Lou November 22, 2013 at 9:07 pm

These are the good old days. 40 years from now all you will see on TV will be commercials and you will be lucky in a 20 year period to get 10 minutes of programming in a one hour show and 50 minutes of commercials. And you will be lucky to get 5 minutes of programming in a 30 minute show and 25 minutes of commercials. The world will be so hungry more money to advertise TV will be nothing but advertisements. Then in 40 years like I said it will be nothing but commercials on TV and there will be no more programming at all.

Right now this is the good old days that will be someday gone one hour shows you get 42 minutes of programming and 18 minutes of commercials and half hour shows you get 22 minutes and 8 minutes of commercials. Commercials is going to get longer as time goes on until there is nothing to watch but Commercials. You wont be able to watch your own DVD or Blu Ray movies because they are going to wire all video players to the online internet so commercials can cut in. It’s all about money, and the FCC.

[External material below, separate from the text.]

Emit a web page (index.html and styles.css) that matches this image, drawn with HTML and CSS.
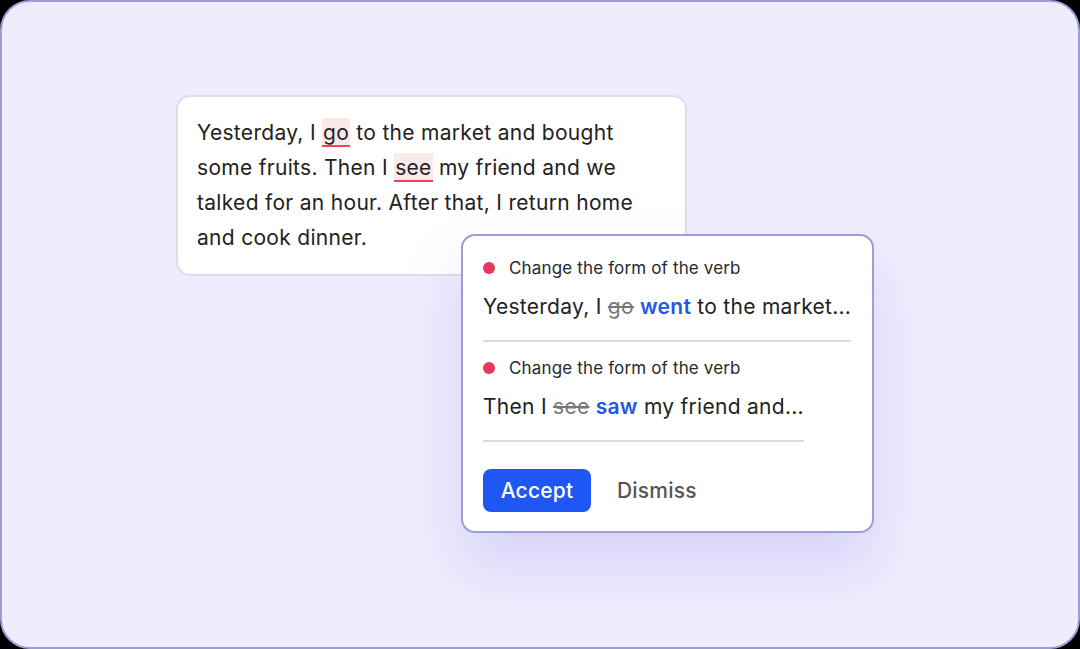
FILE: index.html
```html
<!DOCTYPE html>
<html lang="en">
<head>
<meta charset="utf-8">
<title>Grammar suggestions</title>
<link rel="stylesheet" href="styles.css">
</head>
<body>
<div class="frame">
  <div class="card">
    <p class="passage">Yesterday, I <span class="err">go</span> to the market and bought<br>some fruits. Then I <span class="err">see</span> my friend and we<br>talked for an hour. After that, I return home<br>and cook dinner.</p>
  </div>
  <div class="popup">
    <div class="item">
      <div class="label"><span class="dot"></span>Change the form of the verb</div>
      <div class="sentence">Yesterday, I <s class="old">go</s> <b class="new">went</b> to the market...</div>
    </div>
    <div class="item">
      <div class="label"><span class="dot"></span>Change the form of the verb</div>
      <div class="sentence">Then I <s class="old">see</s> <b class="new">saw</b> my friend and...</div>
    </div>
    <div class="actions">
      <button class="btn-accept">Accept</button>
      <button class="btn-dismiss">Dismiss</button>
    </div>
  </div>
</div>
</body>
</html>
```

FILE: styles.css
```css
html, body {
  margin: 0;
  padding: 0;
  background: #000;
}
body {
  width: 1080px;
  height: 649px;
  overflow: hidden;
  font-family: Inter, "Noto Sans", sans-serif;
  color: #222;
}
.frame {
  position: relative;
  box-sizing: border-box;
  width: 1080px;
  height: 649px;
  background: #efedfd;
  border: 2px solid #9d9dd6;
  border-radius: 30px;
  padding: 93px 0 0 174px;
}
.card {
  box-sizing: border-box;
  width: 511px;
  background: #fff;
  border: 2px solid #dfdcee;
  border-radius: 14px;
  padding: 18px 20px 19px 19px;
}
.passage {
  margin: 0;
  font-size: 21px;
  line-height: 35px;
  letter-spacing: 0.3px;
}
.err {
  background: #fde8ea;
  box-shadow: inset 0 -2px 0 #e8455f;
  padding: 2px 1px 2px;
}
.popup {
  position: absolute;
  left: 459px;
  top: 232px;
  box-sizing: border-box;
  width: 413px;
  background: #fff;
  border: 2px solid #9d9dd8;
  border-radius: 14px;
  padding: 20px 20px 19px 20px;
  box-shadow: 0 34px 60px rgba(130, 120, 235, 0.22);
}
.item {
  width: fit-content;
  padding-bottom: 18px;
  border-bottom: 2px solid #dcdcdc;
}
.item + .item {
  padding-top: 14px;
}
.label {
  display: flex;
  align-items: center;
  font-size: 17px;
  line-height: 24px;
  letter-spacing: 0.15px;
  color: #2a2a2a;
}
.dot {
  width: 12px;
  height: 12px;
  border-radius: 50%;
  background: #e8375a;
  margin-right: 14px;
}
.sentence {
  margin-top: 12px;
  font-size: 21px;
  line-height: 30px;
  white-space: nowrap;
  letter-spacing: 0.28px;
}
.old {
  color: #777;
  text-decoration: line-through;
}
.new {
  color: #2457e6;
  font-weight: 600;
}
.actions {
  display: flex;
  align-items: center;
  gap: 26px;
  margin-top: 27px;
}
.btn-accept {
  width: 108px;
  height: 43px;
  border: none;
  border-radius: 8px;
  background: #1f57f5;
  color: #fff;
  font-family: inherit;
  font-size: 21px;
  font-weight: 500;
  letter-spacing: 0.2px;
  padding: 0;
}
.btn-dismiss {
  border: none;
  background: none;
  padding: 0;
  color: #555;
  font-family: inherit;
  font-size: 21px;
  font-weight: 500;
  letter-spacing: 0.2px;
}
```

Byron Gudmestad September 2, 2013 at 8:57 am

I went one step farther and measured commercials AND Rehash (replay, analysis or review of already viewed portions of the show) before continuing the show. It came up to 50 % of actual new show -vs- commercials and rehash. Rehash is really starting to irritate me now as the shows needs even less actual content when they repeatedly go over what has been already been seen. 50 PERCENT!!!! We’re already there!!!!!!!!!!!!!!!!

Bruce Simmons November 14, 2011 at 8:27 pm

The Crystal Geyser ads are my latest angst because they play in pairs! It’s insidious. And yes, funny how subscription services are riddled with ads! Funny how that worked out. Grr.

Bruce Hedlund November 14, 2011 at 7:22 pm

I remember when cable tv came out, and we were all happy because supposedly there would be LESS commercial time because they were getting our money up front. My least favorite commercial is the “double up”, used mostly by news programs. They run full ads, then the commentator makes a tease statement and then “we’ll right back after this short break”, and another set of ads are run. I have taken action. I mute ALL ads, even the good ones. I don’t let the remote to get very far away from me. My least favorite commercial is the one with Flo, the ditsy insurance woman.

charles k December 20, 2010 at 2:59 pm

The part about commercials that I honestly can’t stand the most, the fact that we pay so much to watch TV! So basically I am paying an enormous fee to watch 20 minutes (I believe thats more on some stations) of commercials? Thats just awesome! Go team, let me know when we are at 50% of the time

Bruce Simmons August 25, 2010 at 11:54 am

I just started catching on to that last night. (I admit, I was paying more attention last night than other nights!)

sebastian August 25, 2010 at 11:50 am

That Warehouse 13/Twizzler alliance is one of the most jarring product placements I’ve ever seen.